--- start of MATERIAL SHOWN ---

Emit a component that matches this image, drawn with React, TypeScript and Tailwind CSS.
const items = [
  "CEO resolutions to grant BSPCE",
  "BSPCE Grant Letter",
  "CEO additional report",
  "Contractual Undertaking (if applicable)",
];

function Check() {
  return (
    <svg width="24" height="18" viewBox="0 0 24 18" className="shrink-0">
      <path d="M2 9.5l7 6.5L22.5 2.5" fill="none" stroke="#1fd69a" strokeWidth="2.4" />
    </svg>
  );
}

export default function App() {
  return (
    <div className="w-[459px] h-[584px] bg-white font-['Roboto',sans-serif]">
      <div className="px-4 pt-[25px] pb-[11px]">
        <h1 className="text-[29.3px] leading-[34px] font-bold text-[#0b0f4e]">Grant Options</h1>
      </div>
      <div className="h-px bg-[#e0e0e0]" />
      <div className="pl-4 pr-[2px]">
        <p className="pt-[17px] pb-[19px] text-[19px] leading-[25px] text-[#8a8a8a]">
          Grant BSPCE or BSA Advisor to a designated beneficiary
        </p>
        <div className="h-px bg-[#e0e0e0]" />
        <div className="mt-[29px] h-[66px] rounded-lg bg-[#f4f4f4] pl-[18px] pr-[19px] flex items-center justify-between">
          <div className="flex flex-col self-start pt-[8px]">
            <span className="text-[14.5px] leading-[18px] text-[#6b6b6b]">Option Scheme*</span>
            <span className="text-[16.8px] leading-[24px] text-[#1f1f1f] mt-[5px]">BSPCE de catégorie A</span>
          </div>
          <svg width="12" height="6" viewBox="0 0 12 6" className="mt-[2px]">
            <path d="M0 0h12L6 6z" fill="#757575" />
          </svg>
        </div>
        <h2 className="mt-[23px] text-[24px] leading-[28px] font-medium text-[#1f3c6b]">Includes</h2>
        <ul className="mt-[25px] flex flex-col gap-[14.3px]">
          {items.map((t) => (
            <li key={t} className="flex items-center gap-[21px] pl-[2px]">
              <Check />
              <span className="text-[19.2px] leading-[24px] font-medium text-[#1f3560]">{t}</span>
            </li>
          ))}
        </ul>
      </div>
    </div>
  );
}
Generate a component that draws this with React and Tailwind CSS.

--- end of MATERIAL SHOWN ---

### WRITTEN INSTRUCTION
Restate each entry exactly, skipping none.

### SOLUTION
Emit a component that matches this image, drawn with React, TypeScript and Tailwind CSS.
const items = [
  "CEO resolutions to grant BSPCE",
  "BSPCE Grant Letter",
  "CEO additional report",
  "Contractual Undertaking (if applicable)",
];

function Check() {
  return (
    <svg width="24" height="18" viewBox="0 0 24 18" className="shrink-0">
      <path d="M2 9.5l7 6.5L22.5 2.5" fill="none" stroke="#1fd69a" strokeWidth="2.4" />
    </svg>
  );
}

export default function App() {
  return (
    <div className="w-[459px] h-[584px] bg-white font-['Roboto',sans-serif]">
      <div className="px-4 pt-[25px] pb-[11px]">
        <h1 className="text-[29.3px] leading-[34px] font-bold text-[#0b0f4e]">Grant Options</h1>
      </div>
      <div className="h-px bg-[#e0e0e0]" />
      <div className="pl-4 pr-[2px]">
        <p className="pt-[17px] pb-[19px] text-[19px] leading-[25px] text-[#8a8a8a]">
          Grant BSPCE or BSA Advisor to a designated beneficiary
        </p>
        <div className="h-px bg-[#e0e0e0]" />
        <div className="mt-[29px] h-[66px] rounded-lg bg-[#f4f4f4] pl-[18px] pr-[19px] flex items-center justify-between">
          <div className="flex flex-col self-start pt-[8px]">
            <span className="text-[14.5px] leading-[18px] text-[#6b6b6b]">Option Scheme*</span>
            <span className="text-[16.8px] leading-[24px] text-[#1f1f1f] mt-[5px]">BSPCE de catégorie A</span>
          </div>
          <svg width="12" height="6" viewBox="0 0 12 6" className="mt-[2px]">
            <path d="M0 0h12L6 6z" fill="#757575" />
          </svg>
        </div>
        <h2 className="mt-[23px] text-[24px] leading-[28px] font-medium text-[#1f3c6b]">Includes</h2>
        <ul className="mt-[25px] flex flex-col gap-[14.3px]">
          {items.map((t) => (
            <li key={t} className="flex items-center gap-[21px] pl-[2px]">
              <Check />
              <span className="text-[19.2px] leading-[24px] font-medium text-[#1f3560]">{t}</span>
            </li>
          ))}
        </ul>
      </div>
    </div>
  );
}
Generate a component that draws this with React and Tailwind CSS.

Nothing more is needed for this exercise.